** SHORT PROBLEM **
Set down the material below word for word, excluding the pictures.

>> BEGIN COLLECTED MATERIAL

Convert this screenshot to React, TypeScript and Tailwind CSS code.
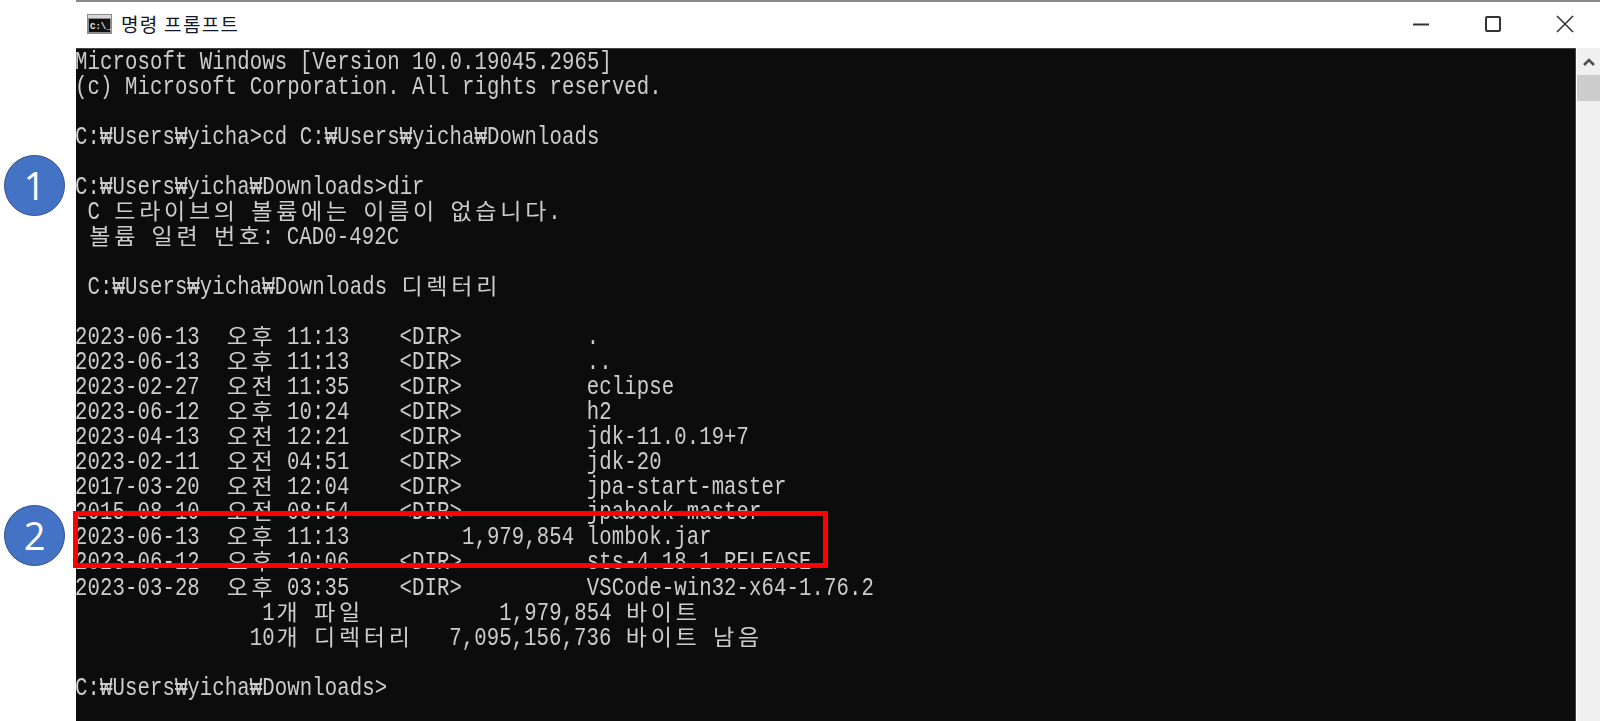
const lines = [
  "Microsoft Windows [Version 10.0.19045.2965]",
  "(c) Microsoft Corporation. All rights reserved.",
  "",
  "C:₩Users₩yicha>cd C:₩Users₩yicha₩Downloads",
  "",
  "C:₩Users₩yicha₩Downloads>dir",
  " C 드라이브의 볼륨에는 이름이 없습니다.",
  " 볼륨 일련 번호: CAD0-492C",
  "",
  " C:₩Users₩yicha₩Downloads 디렉터리",
  "",
  "2023-06-13  오후 11:13    <DIR>          .",
  "2023-06-13  오후 11:13    <DIR>          ..",
  "2023-02-27  오전 11:35    <DIR>          eclipse",
  "2023-06-12  오후 10:24    <DIR>          h2",
  "2023-04-13  오전 12:21    <DIR>          jdk-11.0.19+7",
  "2023-02-11  오전 04:51    <DIR>          jdk-20",
  "2017-03-20  오전 12:04    <DIR>          jpa-start-master",
  "2015-08-10  오전 08:54    <DIR>          jpabook-master",
  "2023-06-13  오후 11:13         1,979,854 lombok.jar",
  "2023-06-12  오후 10:06    <DIR>          sts-4.18.1.RELEASE",
  "2023-03-28  오후 03:35    <DIR>          VSCode-win32-x64-1.76.2",
  "               1개 파일           1,979,854 바이트",
  "              10개 디렉터리   7,095,156,736 바이트 남음",
  "",
  "C:₩Users₩yicha₩Downloads>",
];

function Row({ text }: { text: string }) {
  const parts = text.split(/([가-힣])/);
  return (
    <div className="h-[25.05px] flex items-center -ml-[1px]">
      <div className="h-[20px] leading-[20px] whitespace-pre scale-y-[1.25]">
        {parts.map((p, i) =>
          i % 2 === 1 ? (
            <span key={i} className="inline-block align-top h-[20px] leading-[20px] w-[24.9px] text-center text-[23px] scale-y-[0.76]">
              {p}
            </span>
          ) : (
            <span key={i}>{p}</span>
          ),
        )}
      </div>
    </div>
  );
}

function Badge({ n, pos }: { n: string; pos: string }) {
  return (
    <div
      className={`absolute left-[4px] w-[61px] h-[61px] rounded-full bg-[#4472c4] border border-[#2f528f] flex items-center justify-center text-white text-[38px] font-['Open_Sans',sans-serif] font-normal ${pos}`}
    >
      {n}
    </div>
  );
}

export default function App() {
  return (
    <div className="relative h-[721px] w-[1600px] overflow-hidden bg-white flex flex-col pl-[76px]">
      <div className="h-[48px] border-t-2 border-[#8a8a8a] flex items-center shrink-0">
        <svg width="25" height="20" viewBox="0 0 25 20" className="ml-[11px] mb-[3px]">
          <rect width="25" height="20" fill="#8c8c8c" />
          <rect x="1" y="1" width="23" height="3" fill="#d8d8d8" />
          <rect x="2" y="5" width="21" height="13" fill="#111111" />
          <text x="3" y="15" fontSize="9" fontWeight="700" fill="#e8e8e8" fontFamily="'Liberation Mono', monospace">
            C:\_
          </text>
        </svg>
        <span className="ml-[9px] mb-[4px] text-[19px] leading-none text-[#111827] tracking-[1.3px] font-['Noto_Sans_CJK_KR',sans-serif]">
          명령 프롬프트
        </span>
        <div className="ml-auto flex items-center mb-[2px]">
          <svg width="18" height="16" viewBox="0 0 18 16" className="mr-[54px]" fill="none" stroke="#333" strokeWidth="2">
            <path d="M1 8.5 H17" />
          </svg>
          <svg width="18" height="18" viewBox="0 0 18 18" className="mr-[54px]" fill="none" stroke="#333" strokeWidth="2">
            <rect x="2" y="2" width="14" height="14" rx="1" />
          </svg>
          <svg width="18" height="18" viewBox="0 0 18 18" className="mr-[26px]" fill="none" stroke="#333" strokeWidth="1.6">
            <path d="M1 1 L17 17 M17 1 L1 17" />
          </svg>
        </div>
      </div>
      <div className="flex flex-1 min-h-0">
        <div className="w-[1500px] pt-[1px] bg-[#0c0c0c] border-t border-r border-[#444444] text-[#cccccc] text-[20.67px] tracking-[0.09px] font-['Liberation_Mono','Noto_Sans_CJK_KR',monospace] overflow-hidden blur-[0.3px]">
          {lines.map((l, i) => (
            <Row key={i} text={l} />
          ))}
        </div>
        <div className="ml-[1px] w-[23px] bg-[#f0f0f0] flex flex-col">
          <div className="h-[27px] flex items-center justify-center">
            <svg width="14" height="10" viewBox="0 0 14 10" fill="none" stroke="#505050" strokeWidth="2.6">
              <path d="M2 8 L7 3 L12 8" />
            </svg>
          </div>
          <div className="h-[26px] bg-[#cdcdcd]" />
        </div>
      </div>
      <Badge n="1" pos="top-[155px]" />
      <Badge n="2" pos="top-[505px]" />
      <div className="absolute left-[73px] top-[511px] w-[755px] h-[57px] border-[5px] border-[#ff0000]" />
    </div>
  );
}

>> END COLLECTED MATERIAL

** WRITTEN RESPONSE **
Convert this screenshot to React, TypeScript and Tailwind CSS code.
const lines = [
  "Microsoft Windows [Version 10.0.19045.2965]",
  "(c) Microsoft Corporation. All rights reserved.",
  "",
  "C:₩Users₩yicha>cd C:₩Users₩yicha₩Downloads",
  "",
  "C:₩Users₩yicha₩Downloads>dir",
  " C 드라이브의 볼륨에는 이름이 없습니다.",
  " 볼륨 일련 번호: CAD0-492C",
  "",
  " C:₩Users₩yicha₩Downloads 디렉터리",
  "",
  "2023-06-13  오후 11:13    <DIR>          .",
  "2023-06-13  오후 11:13    <DIR>          ..",
  "2023-02-27  오전 11:35    <DIR>          eclipse",
  "2023-06-12  오후 10:24    <DIR>          h2",
  "2023-04-13  오전 12:21    <DIR>          jdk-11.0.19+7",
  "2023-02-11  오전 04:51    <DIR>          jdk-20",
  "2017-03-20  오전 12:04    <DIR>          jpa-start-master",
  "2015-08-10  오전 08:54    <DIR>          jpabook-master",
  "2023-06-13  오후 11:13         1,979,854 lombok.jar",
  "2023-06-12  오후 10:06    <DIR>          sts-4.18.1.RELEASE",
  "2023-03-28  오후 03:35    <DIR>          VSCode-win32-x64-1.76.2",
  "               1개 파일           1,979,854 바이트",
  "              10개 디렉터리   7,095,156,736 바이트 남음",
  "",
  "C:₩Users₩yicha₩Downloads>",
];

function Row({ text }: { text: string }) {
  const parts = text.split(/([가-힣])/);
  return (
    <div className="h-[25.05px] flex items-center -ml-[1px]">
      <div className="h-[20px] leading-[20px] whitespace-pre scale-y-[1.25]">
        {parts.map((p, i) =>
          i % 2 === 1 ? (
            <span key={i} className="inline-block align-top h-[20px] leading-[20px] w-[24.9px] text-center text-[23px] scale-y-[0.76]">
              {p}
            </span>
          ) : (
            <span key={i}>{p}</span>
          ),
        )}
      </div>
    </div>
  );
}

function Badge({ n, pos }: { n: string; pos: string }) {
  return (
    <div
      className={`absolute left-[4px] w-[61px] h-[61px] rounded-full bg-[#4472c4] border border-[#2f528f] flex items-center justify-center text-white text-[38px] font-['Open_Sans',sans-serif] font-normal ${pos}`}
    >
      {n}
    </div>
  );
}

export default function App() {
  return (
    <div className="relative h-[721px] w-[1600px] overflow-hidden bg-white flex flex-col pl-[76px]">
      <div className="h-[48px] border-t-2 border-[#8a8a8a] flex items-center shrink-0">
        <svg width="25" height="20" viewBox="0 0 25 20" className="ml-[11px] mb-[3px]">
          <rect width="25" height="20" fill="#8c8c8c" />
          <rect x="1" y="1" width="23" height="3" fill="#d8d8d8" />
          <rect x="2" y="5" width="21" height="13" fill="#111111" />
          <text x="3" y="15" fontSize="9" fontWeight="700" fill="#e8e8e8" fontFamily="'Liberation Mono', monospace">
            C:\_
          </text>
        </svg>
        <span className="ml-[9px] mb-[4px] text-[19px] leading-none text-[#111827] tracking-[1.3px] font-['Noto_Sans_CJK_KR',sans-serif]">
          명령 프롬프트
        </span>
        <div className="ml-auto flex items-center mb-[2px]">
          <svg width="18" height="16" viewBox="0 0 18 16" className="mr-[54px]" fill="none" stroke="#333" strokeWidth="2">
            <path d="M1 8.5 H17" />
          </svg>
          <svg width="18" height="18" viewBox="0 0 18 18" className="mr-[54px]" fill="none" stroke="#333" strokeWidth="2">
            <rect x="2" y="2" width="14" height="14" rx="1" />
          </svg>
          <svg width="18" height="18" viewBox="0 0 18 18" className="mr-[26px]" fill="none" stroke="#333" strokeWidth="1.6">
            <path d="M1 1 L17 17 M17 1 L1 17" />
          </svg>
        </div>
      </div>
      <div className="flex flex-1 min-h-0">
        <div className="w-[1500px] pt-[1px] bg-[#0c0c0c] border-t border-r border-[#444444] text-[#cccccc] text-[20.67px] tracking-[0.09px] font-['Liberation_Mono','Noto_Sans_CJK_KR',monospace] overflow-hidden blur-[0.3px]">
          {lines.map((l, i) => (
            <Row key={i} text={l} />
          ))}
        </div>
        <div className="ml-[1px] w-[23px] bg-[#f0f0f0] flex flex-col">
          <div className="h-[27px] flex items-center justify-center">
            <svg width="14" height="10" viewBox="0 0 14 10" fill="none" stroke="#505050" strokeWidth="2.6">
              <path d="M2 8 L7 3 L12 8" />
            </svg>
          </div>
          <div className="h-[26px] bg-[#cdcdcd]" />
        </div>
      </div>
      <Badge n="1" pos="top-[155px]" />
      <Badge n="2" pos="top-[505px]" />
      <div className="absolute left-[73px] top-[511px] w-[755px] h-[57px] border-[5px] border-[#ff0000]" />
    </div>
  );
}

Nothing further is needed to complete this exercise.